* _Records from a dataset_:
>>>>
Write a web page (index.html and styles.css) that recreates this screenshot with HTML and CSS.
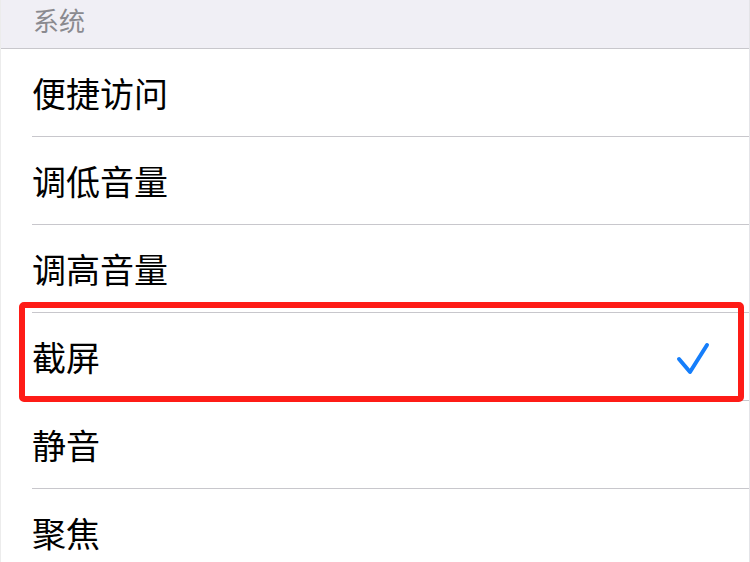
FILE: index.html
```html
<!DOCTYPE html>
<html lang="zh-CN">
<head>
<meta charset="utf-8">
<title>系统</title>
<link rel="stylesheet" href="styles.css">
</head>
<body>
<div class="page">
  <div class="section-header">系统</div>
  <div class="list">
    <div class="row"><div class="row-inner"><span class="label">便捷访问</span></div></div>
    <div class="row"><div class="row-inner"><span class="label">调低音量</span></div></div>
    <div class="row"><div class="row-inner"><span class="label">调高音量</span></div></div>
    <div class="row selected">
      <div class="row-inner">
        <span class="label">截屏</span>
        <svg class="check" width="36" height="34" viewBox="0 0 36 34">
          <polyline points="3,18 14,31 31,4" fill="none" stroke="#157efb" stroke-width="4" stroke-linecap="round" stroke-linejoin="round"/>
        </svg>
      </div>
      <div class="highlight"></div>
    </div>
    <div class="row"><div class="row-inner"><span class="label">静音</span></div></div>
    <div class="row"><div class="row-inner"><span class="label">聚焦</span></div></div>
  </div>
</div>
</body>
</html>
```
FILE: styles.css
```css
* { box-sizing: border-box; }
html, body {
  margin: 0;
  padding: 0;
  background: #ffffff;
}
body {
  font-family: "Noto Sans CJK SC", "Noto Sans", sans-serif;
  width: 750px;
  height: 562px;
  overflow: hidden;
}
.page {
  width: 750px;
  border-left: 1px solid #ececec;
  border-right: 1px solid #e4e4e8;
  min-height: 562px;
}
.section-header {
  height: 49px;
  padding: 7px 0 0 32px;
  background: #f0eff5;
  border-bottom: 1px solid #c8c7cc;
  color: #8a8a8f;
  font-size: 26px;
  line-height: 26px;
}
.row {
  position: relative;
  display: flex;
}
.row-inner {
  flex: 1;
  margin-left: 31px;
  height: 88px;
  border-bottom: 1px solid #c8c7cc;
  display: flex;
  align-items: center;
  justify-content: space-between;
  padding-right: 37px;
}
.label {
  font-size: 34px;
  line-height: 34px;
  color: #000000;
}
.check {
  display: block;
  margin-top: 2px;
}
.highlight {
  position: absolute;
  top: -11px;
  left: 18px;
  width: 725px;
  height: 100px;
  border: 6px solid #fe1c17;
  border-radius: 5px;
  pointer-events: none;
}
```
<<<<
>>>>
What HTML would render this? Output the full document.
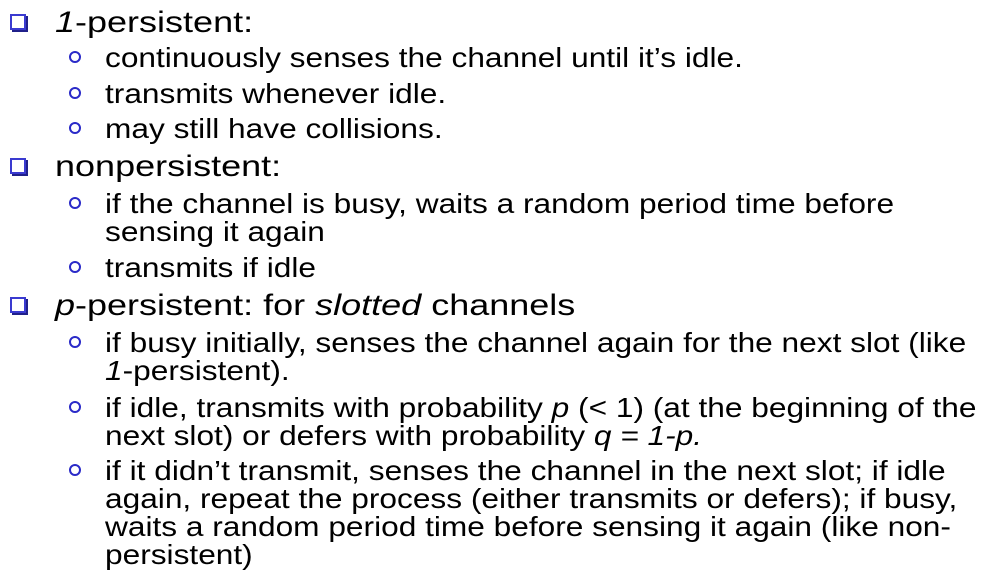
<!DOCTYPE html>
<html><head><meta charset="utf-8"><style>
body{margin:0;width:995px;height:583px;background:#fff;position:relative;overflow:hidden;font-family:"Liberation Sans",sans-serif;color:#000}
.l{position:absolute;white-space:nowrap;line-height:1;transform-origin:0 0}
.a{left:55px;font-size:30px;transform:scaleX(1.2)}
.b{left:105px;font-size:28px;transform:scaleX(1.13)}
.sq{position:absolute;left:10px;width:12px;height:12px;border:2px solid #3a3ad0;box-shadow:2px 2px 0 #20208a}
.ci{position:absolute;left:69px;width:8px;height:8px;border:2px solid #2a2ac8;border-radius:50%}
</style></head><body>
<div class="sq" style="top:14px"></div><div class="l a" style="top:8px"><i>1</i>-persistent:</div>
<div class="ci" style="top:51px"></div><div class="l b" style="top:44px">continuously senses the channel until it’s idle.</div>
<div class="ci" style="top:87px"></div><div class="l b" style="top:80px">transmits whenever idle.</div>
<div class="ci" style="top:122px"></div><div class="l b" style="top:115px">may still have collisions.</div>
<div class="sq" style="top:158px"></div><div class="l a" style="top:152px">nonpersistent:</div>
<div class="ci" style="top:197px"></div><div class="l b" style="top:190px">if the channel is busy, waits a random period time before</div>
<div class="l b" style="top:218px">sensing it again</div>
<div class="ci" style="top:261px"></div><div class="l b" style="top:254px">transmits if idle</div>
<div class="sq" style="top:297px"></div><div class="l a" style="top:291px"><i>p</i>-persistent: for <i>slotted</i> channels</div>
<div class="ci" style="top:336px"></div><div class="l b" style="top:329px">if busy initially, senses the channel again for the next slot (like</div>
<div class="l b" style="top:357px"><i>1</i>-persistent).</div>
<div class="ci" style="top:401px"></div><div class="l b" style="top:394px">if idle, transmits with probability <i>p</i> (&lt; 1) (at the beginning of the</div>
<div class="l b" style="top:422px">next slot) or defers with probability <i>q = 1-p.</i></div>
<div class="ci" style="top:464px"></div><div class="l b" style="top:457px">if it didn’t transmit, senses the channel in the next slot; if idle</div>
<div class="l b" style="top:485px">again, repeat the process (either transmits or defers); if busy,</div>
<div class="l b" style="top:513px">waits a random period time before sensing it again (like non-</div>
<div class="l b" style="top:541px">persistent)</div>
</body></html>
<<<<
* _Your goal_:
In the entries above, find each line with the word "this" and show it.

* _Completed exercise_:
Write a web page (index.html and styles.css) that recreates this screenshot with HTML and CSS.
What HTML would render this? Output the full document.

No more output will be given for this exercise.